**GIVEN EXERCISE**
Search the data for the word "React" and copy every line where it occurs.

**RECORDS SHOWN**
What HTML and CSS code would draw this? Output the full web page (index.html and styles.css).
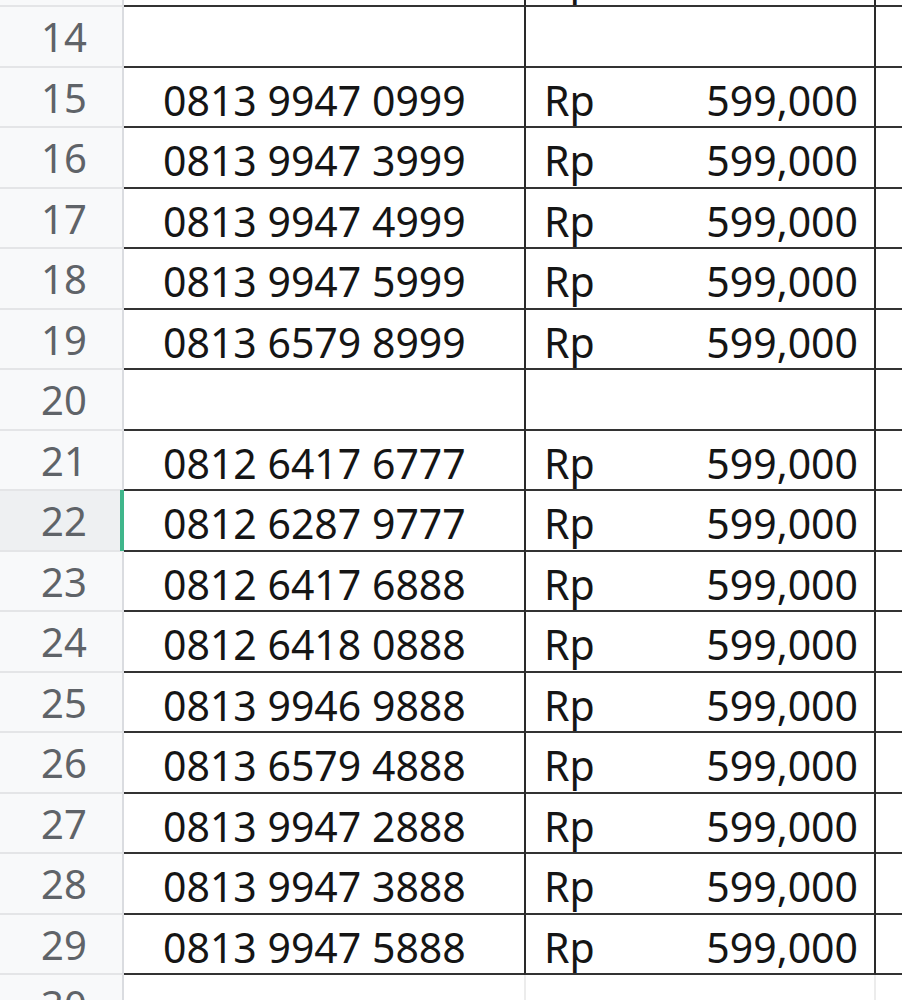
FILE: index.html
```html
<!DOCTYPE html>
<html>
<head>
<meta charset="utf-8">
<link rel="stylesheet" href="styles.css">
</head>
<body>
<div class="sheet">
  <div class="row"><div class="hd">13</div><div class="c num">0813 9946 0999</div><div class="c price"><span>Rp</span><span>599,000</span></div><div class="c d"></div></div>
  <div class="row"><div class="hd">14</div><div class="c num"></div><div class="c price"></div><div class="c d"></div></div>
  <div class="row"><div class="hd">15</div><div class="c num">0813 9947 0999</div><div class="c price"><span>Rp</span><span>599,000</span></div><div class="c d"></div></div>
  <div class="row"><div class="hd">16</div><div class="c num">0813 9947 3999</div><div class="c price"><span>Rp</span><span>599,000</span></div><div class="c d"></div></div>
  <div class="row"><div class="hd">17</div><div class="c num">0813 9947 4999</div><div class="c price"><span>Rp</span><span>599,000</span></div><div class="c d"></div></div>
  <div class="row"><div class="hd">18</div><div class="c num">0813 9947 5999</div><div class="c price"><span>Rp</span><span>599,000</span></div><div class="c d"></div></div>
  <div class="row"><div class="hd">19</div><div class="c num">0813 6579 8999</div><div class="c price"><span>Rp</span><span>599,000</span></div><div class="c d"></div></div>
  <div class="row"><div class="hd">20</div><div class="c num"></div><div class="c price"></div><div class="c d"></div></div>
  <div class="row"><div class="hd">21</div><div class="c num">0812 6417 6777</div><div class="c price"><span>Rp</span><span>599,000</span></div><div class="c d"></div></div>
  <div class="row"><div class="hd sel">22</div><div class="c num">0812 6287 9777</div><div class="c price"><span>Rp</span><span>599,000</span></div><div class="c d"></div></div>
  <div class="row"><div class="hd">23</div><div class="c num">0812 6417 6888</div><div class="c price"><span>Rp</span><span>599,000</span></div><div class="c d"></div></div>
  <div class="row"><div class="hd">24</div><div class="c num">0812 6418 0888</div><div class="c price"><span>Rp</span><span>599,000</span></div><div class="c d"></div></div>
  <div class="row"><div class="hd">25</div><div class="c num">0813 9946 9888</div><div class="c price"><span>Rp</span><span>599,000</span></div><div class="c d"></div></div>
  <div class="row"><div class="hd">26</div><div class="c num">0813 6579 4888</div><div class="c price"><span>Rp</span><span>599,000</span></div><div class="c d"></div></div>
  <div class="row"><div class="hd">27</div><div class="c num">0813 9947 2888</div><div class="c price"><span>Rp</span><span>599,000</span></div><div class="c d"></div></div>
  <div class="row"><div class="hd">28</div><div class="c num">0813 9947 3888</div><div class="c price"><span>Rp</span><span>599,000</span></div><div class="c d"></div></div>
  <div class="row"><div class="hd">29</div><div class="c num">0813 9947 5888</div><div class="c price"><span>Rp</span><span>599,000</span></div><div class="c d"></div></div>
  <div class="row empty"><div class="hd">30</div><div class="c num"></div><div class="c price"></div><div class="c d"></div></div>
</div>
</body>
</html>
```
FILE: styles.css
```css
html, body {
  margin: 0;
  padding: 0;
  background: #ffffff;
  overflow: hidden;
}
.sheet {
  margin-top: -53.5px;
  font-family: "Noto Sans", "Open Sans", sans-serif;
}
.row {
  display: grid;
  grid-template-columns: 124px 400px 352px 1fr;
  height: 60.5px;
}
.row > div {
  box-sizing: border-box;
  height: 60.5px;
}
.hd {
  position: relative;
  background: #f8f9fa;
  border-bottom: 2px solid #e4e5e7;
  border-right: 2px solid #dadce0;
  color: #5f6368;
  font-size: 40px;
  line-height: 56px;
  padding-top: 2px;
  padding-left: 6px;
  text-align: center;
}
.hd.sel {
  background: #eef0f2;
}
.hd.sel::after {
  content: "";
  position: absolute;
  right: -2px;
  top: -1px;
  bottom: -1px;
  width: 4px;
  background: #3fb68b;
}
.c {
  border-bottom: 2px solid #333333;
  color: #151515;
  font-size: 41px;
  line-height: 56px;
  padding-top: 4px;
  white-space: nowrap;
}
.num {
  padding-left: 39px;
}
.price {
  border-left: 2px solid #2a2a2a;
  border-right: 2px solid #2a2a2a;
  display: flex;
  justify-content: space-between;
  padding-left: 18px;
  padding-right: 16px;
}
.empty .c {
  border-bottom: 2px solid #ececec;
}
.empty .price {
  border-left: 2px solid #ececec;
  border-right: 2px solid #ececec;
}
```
---
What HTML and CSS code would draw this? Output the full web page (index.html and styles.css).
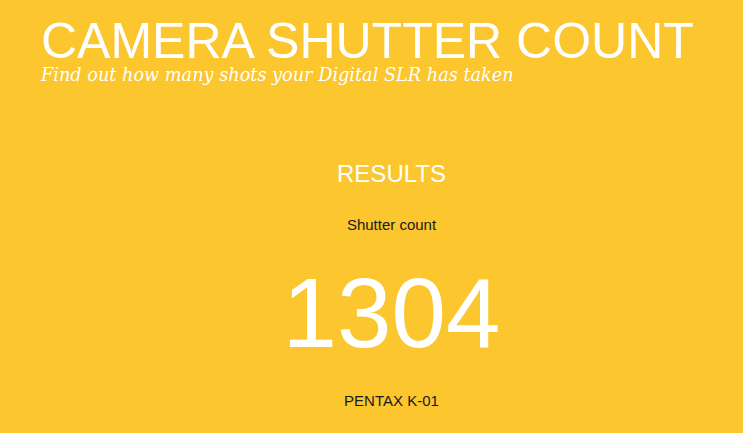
* * *
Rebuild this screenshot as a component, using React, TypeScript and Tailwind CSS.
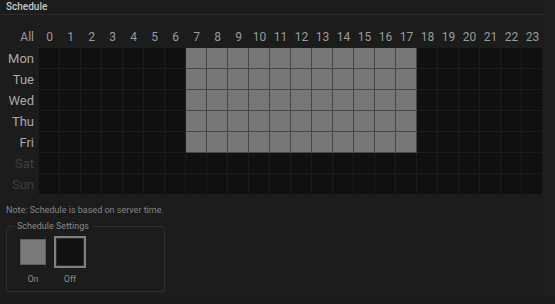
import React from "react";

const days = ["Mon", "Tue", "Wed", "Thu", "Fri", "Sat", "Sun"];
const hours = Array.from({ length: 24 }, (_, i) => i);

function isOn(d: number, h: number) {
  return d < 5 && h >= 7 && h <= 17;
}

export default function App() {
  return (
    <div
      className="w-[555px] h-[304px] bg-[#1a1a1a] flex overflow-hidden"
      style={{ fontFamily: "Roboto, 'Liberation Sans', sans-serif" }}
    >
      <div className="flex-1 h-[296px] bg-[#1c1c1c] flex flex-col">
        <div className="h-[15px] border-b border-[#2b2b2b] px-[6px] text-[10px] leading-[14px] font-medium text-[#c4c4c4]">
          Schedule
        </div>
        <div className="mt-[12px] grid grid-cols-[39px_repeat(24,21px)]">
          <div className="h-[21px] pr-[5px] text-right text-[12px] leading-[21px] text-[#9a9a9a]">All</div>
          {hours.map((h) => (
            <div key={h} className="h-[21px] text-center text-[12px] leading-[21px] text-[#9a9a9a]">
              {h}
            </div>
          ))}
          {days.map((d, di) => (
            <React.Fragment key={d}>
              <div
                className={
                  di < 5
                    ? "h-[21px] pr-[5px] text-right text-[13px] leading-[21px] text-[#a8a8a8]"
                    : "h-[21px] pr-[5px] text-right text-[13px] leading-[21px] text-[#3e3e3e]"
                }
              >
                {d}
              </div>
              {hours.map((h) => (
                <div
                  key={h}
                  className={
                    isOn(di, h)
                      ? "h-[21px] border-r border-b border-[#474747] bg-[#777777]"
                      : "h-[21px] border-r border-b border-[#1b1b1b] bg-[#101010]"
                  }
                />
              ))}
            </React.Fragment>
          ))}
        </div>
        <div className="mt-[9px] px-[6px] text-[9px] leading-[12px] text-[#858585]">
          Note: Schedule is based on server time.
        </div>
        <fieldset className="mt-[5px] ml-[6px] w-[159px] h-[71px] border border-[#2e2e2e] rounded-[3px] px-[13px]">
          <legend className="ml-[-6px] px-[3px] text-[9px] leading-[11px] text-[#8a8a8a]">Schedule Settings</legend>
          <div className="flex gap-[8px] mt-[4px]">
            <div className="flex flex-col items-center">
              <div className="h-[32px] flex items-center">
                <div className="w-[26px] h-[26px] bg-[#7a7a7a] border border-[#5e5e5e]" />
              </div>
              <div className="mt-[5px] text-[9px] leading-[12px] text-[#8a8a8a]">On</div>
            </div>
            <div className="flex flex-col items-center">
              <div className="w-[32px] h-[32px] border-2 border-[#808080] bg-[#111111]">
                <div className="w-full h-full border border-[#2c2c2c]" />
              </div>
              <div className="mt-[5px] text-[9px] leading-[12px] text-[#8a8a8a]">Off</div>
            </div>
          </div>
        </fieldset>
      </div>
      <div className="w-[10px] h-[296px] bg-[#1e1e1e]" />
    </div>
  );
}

**EXPECTED ANSWER**
Rebuild this screenshot as a component, using React, TypeScript and Tailwind CSS.
import React from "react";
            <React.Fragment key={d}>
            </React.Fragment>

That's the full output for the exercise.